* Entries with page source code

>> BEGIN

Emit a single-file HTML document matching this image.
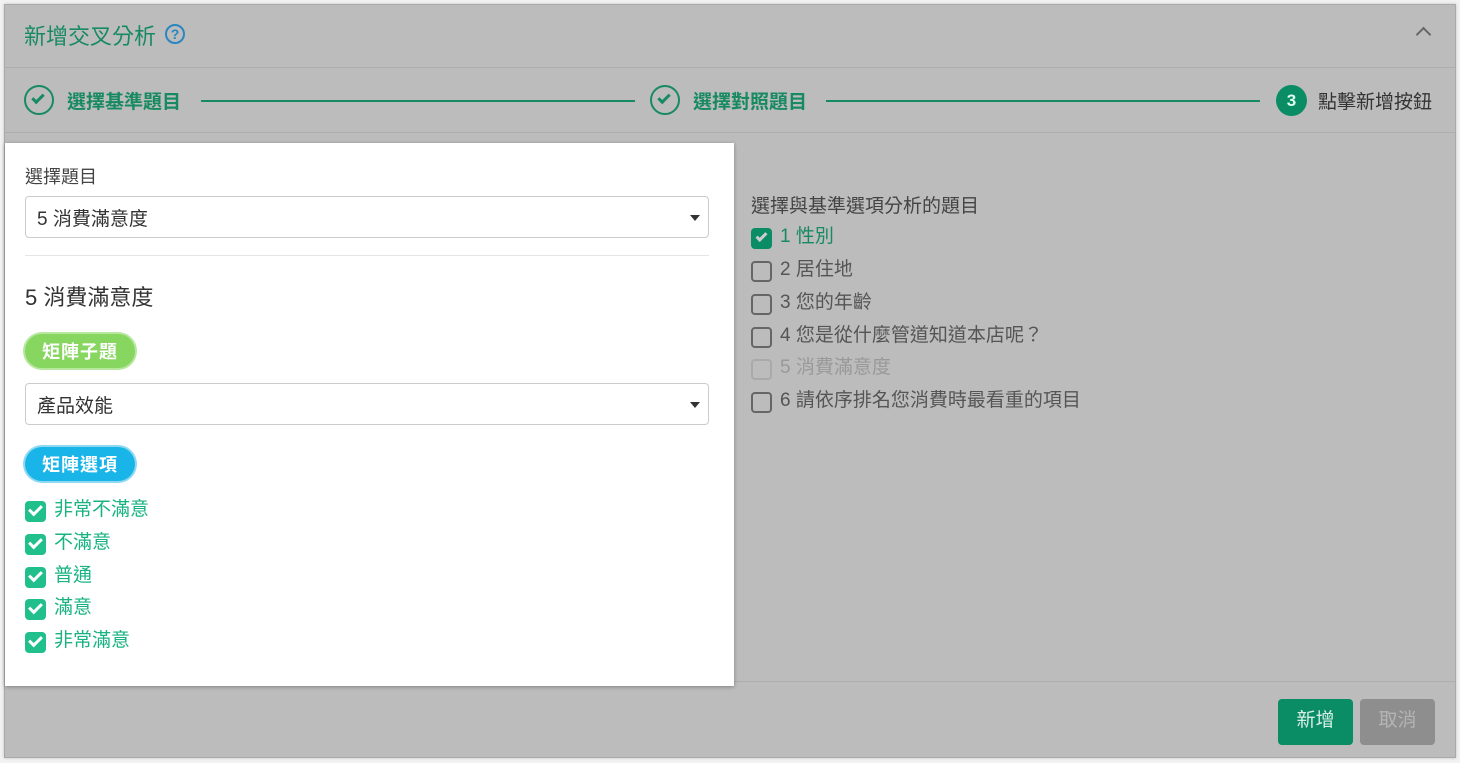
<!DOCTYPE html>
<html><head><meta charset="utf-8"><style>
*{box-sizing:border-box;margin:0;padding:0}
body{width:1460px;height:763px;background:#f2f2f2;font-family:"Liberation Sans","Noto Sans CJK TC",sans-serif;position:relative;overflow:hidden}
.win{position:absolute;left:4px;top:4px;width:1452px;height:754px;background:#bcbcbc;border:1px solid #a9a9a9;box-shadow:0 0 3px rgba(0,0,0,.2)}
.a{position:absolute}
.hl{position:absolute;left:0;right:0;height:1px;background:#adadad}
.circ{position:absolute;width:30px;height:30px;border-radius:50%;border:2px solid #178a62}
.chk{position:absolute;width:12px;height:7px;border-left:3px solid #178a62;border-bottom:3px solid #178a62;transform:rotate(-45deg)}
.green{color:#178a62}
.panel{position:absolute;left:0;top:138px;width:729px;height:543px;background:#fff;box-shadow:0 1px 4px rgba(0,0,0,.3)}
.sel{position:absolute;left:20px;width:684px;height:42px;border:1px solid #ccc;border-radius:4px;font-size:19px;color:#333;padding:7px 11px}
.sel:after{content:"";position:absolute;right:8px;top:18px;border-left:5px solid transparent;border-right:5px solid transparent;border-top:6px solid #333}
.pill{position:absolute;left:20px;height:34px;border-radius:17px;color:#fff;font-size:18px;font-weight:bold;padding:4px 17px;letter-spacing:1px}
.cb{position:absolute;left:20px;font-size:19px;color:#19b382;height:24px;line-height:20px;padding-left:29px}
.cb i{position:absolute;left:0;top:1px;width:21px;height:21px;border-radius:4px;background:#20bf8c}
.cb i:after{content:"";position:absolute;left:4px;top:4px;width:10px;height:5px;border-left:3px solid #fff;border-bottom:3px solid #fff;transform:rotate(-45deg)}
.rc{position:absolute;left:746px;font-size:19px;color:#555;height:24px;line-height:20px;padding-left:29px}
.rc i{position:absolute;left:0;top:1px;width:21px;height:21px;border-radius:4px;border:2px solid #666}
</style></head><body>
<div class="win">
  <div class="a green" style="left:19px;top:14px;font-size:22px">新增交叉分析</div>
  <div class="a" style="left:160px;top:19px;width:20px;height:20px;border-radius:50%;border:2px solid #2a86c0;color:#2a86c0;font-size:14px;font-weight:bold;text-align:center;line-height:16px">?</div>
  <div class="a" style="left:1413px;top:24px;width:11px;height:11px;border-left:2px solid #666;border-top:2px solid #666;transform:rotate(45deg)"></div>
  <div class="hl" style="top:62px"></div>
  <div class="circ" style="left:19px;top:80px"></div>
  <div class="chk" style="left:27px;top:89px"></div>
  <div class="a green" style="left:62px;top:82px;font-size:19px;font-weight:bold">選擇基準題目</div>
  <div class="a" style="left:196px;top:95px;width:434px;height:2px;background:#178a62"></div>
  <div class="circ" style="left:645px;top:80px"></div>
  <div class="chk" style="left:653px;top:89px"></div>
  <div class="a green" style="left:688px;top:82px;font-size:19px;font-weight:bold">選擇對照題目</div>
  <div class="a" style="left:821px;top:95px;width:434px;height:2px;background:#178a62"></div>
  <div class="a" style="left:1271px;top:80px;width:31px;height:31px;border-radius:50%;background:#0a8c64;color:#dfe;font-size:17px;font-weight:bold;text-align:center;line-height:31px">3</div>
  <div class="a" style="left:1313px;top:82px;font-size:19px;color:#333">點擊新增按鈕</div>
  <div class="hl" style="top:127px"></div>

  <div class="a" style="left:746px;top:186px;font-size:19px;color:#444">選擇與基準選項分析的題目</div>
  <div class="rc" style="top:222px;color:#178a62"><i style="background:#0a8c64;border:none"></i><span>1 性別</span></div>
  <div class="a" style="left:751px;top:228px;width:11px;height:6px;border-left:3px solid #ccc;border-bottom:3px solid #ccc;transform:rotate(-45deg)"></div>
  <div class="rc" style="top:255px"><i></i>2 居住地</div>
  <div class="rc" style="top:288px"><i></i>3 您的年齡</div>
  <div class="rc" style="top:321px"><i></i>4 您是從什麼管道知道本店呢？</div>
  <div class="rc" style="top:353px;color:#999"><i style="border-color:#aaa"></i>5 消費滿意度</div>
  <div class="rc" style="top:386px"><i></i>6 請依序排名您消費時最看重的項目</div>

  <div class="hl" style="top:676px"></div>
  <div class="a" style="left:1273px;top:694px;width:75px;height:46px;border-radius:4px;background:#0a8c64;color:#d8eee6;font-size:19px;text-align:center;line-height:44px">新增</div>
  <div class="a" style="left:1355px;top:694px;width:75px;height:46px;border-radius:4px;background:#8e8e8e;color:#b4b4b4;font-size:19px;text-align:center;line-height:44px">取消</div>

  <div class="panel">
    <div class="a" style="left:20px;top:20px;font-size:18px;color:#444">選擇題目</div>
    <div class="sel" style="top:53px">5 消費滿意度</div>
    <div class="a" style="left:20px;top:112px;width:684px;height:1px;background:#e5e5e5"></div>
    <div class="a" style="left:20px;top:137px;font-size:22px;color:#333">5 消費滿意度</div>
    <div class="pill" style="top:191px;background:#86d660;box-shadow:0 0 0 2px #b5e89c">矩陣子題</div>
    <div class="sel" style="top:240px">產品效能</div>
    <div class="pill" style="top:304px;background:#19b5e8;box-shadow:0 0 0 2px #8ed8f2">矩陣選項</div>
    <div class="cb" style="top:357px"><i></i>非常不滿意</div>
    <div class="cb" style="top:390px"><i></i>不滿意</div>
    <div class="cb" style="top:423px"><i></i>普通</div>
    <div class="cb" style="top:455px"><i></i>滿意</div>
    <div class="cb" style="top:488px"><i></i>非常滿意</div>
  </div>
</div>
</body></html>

>> END
>> BEGIN

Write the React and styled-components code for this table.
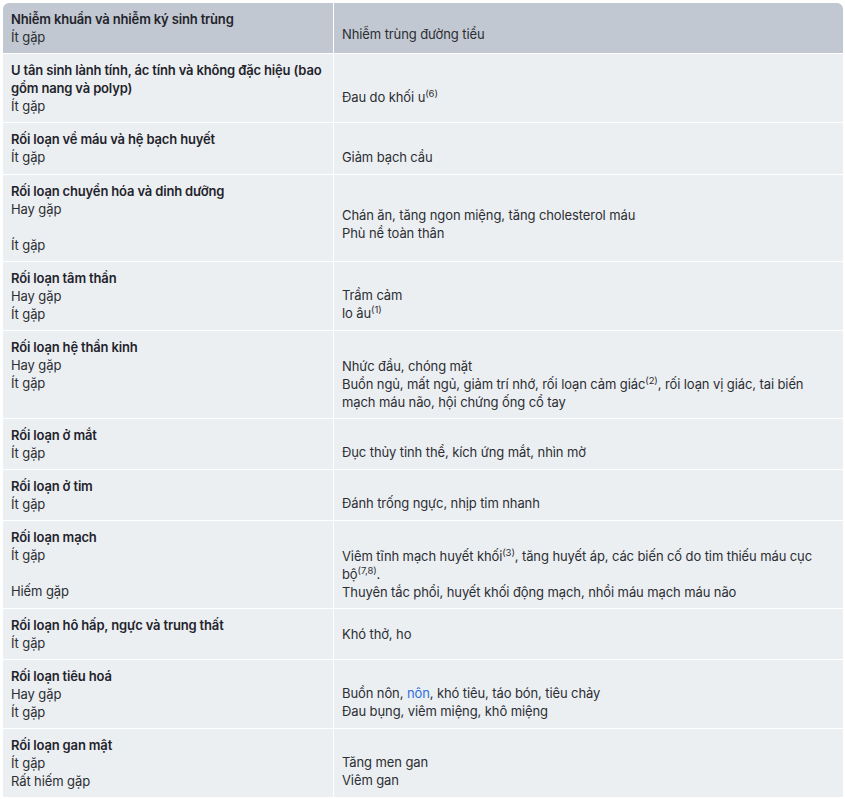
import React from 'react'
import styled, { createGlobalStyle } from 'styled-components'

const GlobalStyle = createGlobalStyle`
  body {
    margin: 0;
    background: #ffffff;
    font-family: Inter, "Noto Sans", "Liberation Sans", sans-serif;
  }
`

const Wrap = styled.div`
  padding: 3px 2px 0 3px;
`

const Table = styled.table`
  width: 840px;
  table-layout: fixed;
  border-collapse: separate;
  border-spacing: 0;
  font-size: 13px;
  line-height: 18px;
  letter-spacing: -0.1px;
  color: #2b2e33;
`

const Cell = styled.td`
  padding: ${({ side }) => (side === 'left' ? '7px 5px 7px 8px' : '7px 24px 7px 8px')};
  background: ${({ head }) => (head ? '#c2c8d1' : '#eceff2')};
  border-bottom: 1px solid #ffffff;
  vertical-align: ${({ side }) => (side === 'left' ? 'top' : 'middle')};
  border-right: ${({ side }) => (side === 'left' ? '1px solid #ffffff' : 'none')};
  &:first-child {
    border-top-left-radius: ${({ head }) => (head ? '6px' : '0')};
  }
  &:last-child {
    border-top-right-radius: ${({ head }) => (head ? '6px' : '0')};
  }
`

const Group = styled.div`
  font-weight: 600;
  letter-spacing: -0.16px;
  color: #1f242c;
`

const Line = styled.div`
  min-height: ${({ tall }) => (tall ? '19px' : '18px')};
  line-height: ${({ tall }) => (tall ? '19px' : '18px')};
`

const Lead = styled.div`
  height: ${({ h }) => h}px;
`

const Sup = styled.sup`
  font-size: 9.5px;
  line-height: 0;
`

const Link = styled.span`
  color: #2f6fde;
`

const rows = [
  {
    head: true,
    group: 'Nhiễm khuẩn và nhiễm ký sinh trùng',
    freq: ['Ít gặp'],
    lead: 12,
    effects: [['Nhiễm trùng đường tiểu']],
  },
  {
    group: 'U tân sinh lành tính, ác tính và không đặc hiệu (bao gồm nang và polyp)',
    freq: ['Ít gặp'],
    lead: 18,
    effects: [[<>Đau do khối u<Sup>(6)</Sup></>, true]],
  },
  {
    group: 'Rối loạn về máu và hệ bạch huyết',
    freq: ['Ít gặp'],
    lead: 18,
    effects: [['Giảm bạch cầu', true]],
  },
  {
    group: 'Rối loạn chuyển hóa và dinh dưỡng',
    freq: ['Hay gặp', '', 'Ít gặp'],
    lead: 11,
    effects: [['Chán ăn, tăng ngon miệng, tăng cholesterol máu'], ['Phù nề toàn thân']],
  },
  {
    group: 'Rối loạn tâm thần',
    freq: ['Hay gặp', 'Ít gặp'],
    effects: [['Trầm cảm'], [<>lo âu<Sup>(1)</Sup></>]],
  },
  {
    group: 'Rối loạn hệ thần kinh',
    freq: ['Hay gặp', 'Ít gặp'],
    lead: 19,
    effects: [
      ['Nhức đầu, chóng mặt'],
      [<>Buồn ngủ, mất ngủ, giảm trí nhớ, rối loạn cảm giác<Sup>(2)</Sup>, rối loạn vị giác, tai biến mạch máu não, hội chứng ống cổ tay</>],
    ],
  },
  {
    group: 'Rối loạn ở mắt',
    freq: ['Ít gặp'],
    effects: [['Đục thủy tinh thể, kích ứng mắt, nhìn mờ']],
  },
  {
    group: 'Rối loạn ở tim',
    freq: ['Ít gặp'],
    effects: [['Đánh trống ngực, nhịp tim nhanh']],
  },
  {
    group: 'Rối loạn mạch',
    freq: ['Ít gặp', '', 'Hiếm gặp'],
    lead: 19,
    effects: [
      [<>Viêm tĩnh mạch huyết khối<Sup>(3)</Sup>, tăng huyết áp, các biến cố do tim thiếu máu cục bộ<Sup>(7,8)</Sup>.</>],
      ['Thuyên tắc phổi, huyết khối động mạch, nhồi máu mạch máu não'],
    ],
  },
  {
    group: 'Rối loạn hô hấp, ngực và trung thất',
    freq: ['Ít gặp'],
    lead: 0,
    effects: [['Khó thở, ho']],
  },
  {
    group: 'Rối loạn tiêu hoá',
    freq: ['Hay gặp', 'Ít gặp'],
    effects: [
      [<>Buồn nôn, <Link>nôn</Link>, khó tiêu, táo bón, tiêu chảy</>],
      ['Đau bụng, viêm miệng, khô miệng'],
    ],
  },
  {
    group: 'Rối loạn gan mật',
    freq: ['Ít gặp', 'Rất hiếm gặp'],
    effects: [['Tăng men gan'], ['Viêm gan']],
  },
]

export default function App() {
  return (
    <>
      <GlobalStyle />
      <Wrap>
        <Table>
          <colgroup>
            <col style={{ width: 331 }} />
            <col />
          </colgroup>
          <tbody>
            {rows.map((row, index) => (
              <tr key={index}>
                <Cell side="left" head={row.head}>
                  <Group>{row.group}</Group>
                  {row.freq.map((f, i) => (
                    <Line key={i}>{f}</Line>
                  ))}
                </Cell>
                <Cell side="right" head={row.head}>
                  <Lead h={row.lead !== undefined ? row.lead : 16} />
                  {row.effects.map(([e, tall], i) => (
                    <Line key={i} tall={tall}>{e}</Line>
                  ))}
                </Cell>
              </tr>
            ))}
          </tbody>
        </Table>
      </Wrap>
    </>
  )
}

>> END

* Stated task
Return each line among the entries that holds the word "styled".

* Complete output
Write the React and styled-components code for this table.
import styled, { createGlobalStyle } from 'styled-components'
const Wrap = styled.div`
const Table = styled.table`
const Cell = styled.td`
const Group = styled.div`
const Line = styled.div`
const Lead = styled.div`
const Sup = styled.sup`
const Link = styled.span`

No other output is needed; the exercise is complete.